Angie’s story is unique to Angie, but everybody has a story and everyone’s story, at some point finds them in the midst of suffering and asking questions like; Why? Why me? What have I done wrong? Where are You, God? Have You forgotten me? We heard the Psalmist asking those same kinds of questions in Psalm 13; “Have you forgotten about me, God?”

When troubles and trials and tragedies…any sort of suffering threatens to crush us, as Christians, we tend to wonder, “What did I do wrong?” Aren’t You supposed to protect me, God?” “Are You mad at me or have You just forgotten about me?” Those are the kinds of things that must have been running through the minds of the Christians in Smyrna because they were suffering terribly. Just about everything bad that could happen to them was happening to them.

Smyrna was located in what is modern day Turkey, just thirty-five miles up the coast from Ephesus. It was a wealthy city, second only to Ephesus. But by the time the Book of Revelation was written, emperor worship was compulsory and so it was not an easy place to be a Christian…not an easy place to be a church. This little community of Believers paid a high price for their faith; many lost their jobs, some lost their businesses, some were arrested, their property confiscated, and many were harassed. And there didn’t seem to be any let-up. As a result, the Christians were destitute and desperate. They knew all about suffering and loss, about grief and troubles, and they had to have wondered if maybe God had forgotten about them too. It was to this persecuted church that this letter was sent. But like Angie’s story of tenacious hope, the Christians in Smyrna must have held on to their faith and held on to Jesus because only two of the seven churches received letters of total commendation and encouragement: Smyrna is one and Philadelphia is the other. And like Angie, they discovered that the Jesus that they fell in love with, the one Who loved them and endured the cross to save them was the same Jesus in the midst of their persecution and suffering. So, they cried out to Jesus, and this letter is His response.

And it’s no ordinary response…no ordinary letter. The letter opens with Jesus saying, “This message is from the One who is the First and the Last…you know, the One who was dead but is now alive!” This phrase, when read by Hebrew Christians, would have immediately triggered memories of the Old Testament scriptures.
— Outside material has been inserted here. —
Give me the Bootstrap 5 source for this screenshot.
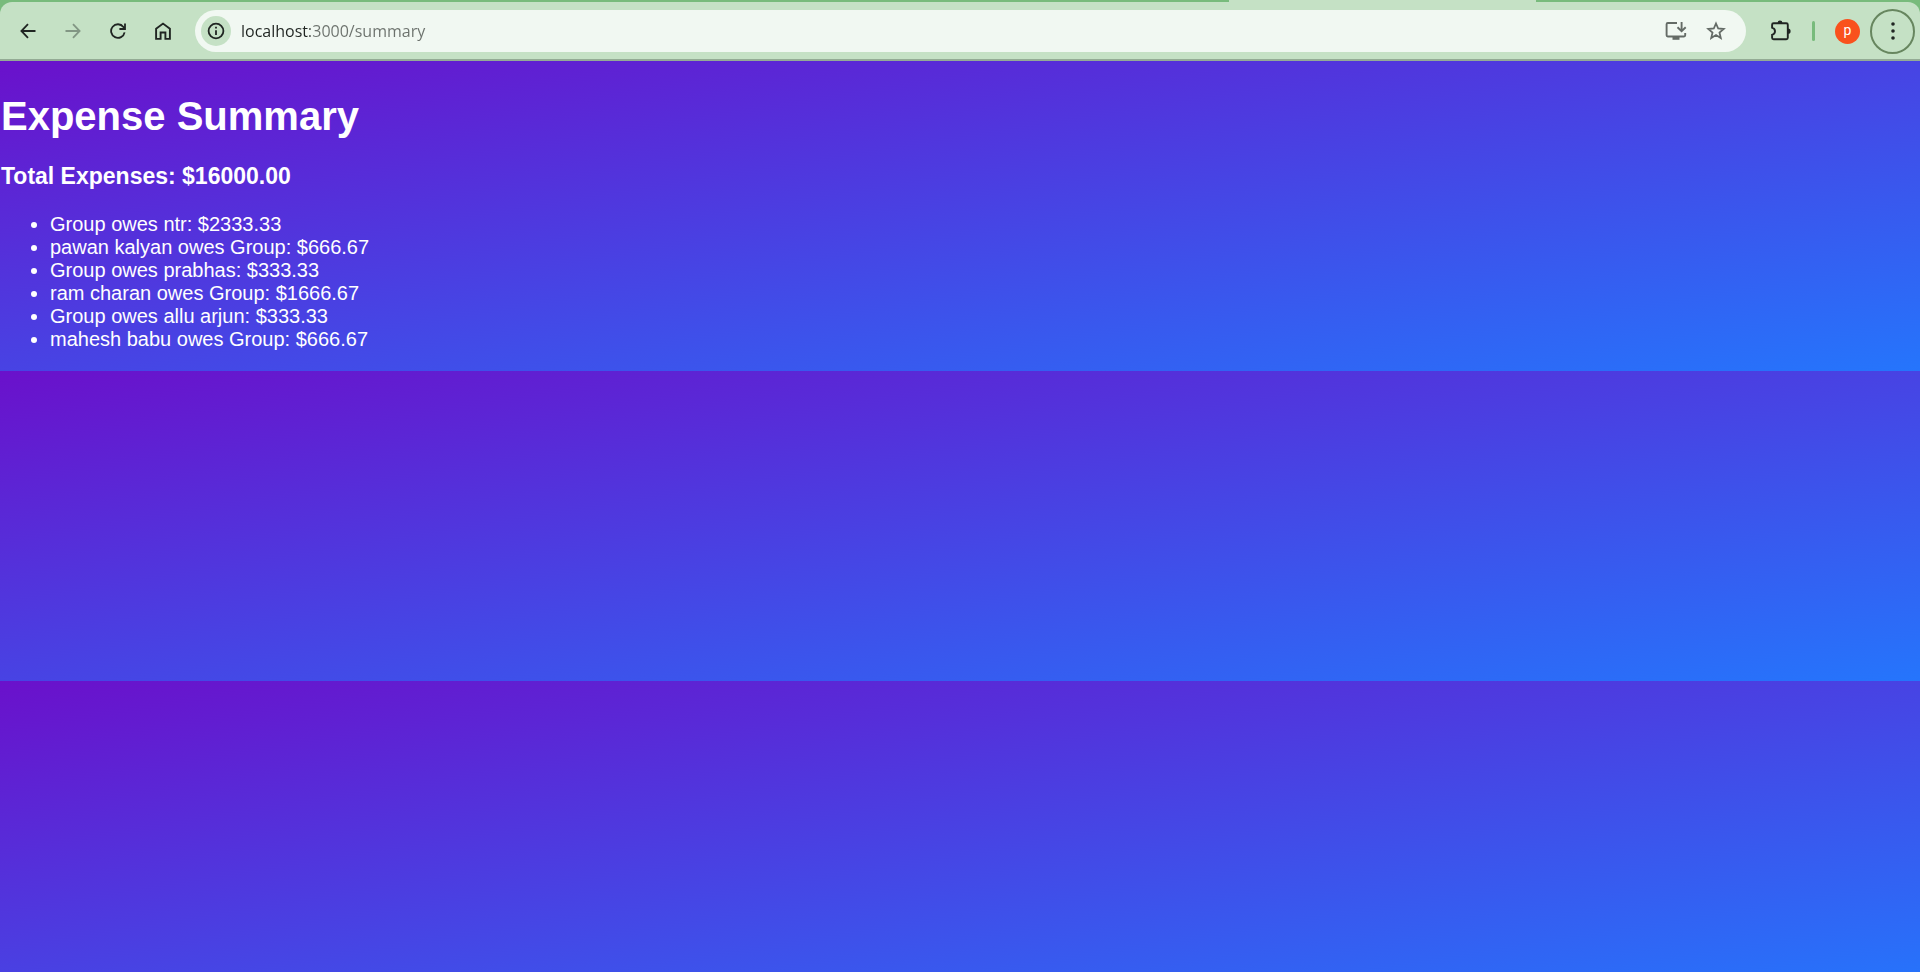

Deep within the prophecies of Isaiah, the Bible declares, “This is what the LORD says—Israel’s King and Redeemer, the LORD of Heaven’s Armies: I am the First and the Last; there is no other God” (Isaiah 44:6) By quoting this sacred scripture and declaring that He is the First and the Last, Jesus was sending a powerful and provocative message. He was saying with unwavering resolve, “Listen. I am God, not Caesar, not Satan, not those who persecute you! Only I am the Almighty, the King and Redeemer! Only I am the Lord of Heaven’s Armies! I am the beginning and the end and I have the last word; No one else. So don’t be afraid.” Don’t be afraid. You know, that’s one of Jesus’ favorite and most used commands. He repeats it no less than twenty times in dozens of situations all throughout the New Testament. Don’t be afraid! And in this letter, Jesus reassures the church in Smyrna that he knows all about what they’re going through. He says He knows all about suffering, knows all about their suffering. He can relate. But more than that, He makes sure they know that He is in control; the One whom suffering and even death could not defeat. Yes, some of them would be thrown into prison. Yes, some of them would even be thrown to the lions. But, He’s telling them that that’s not where their story ends…that in the end, they would no longer be the victims. They would be the victors. They would come through and they would overcome.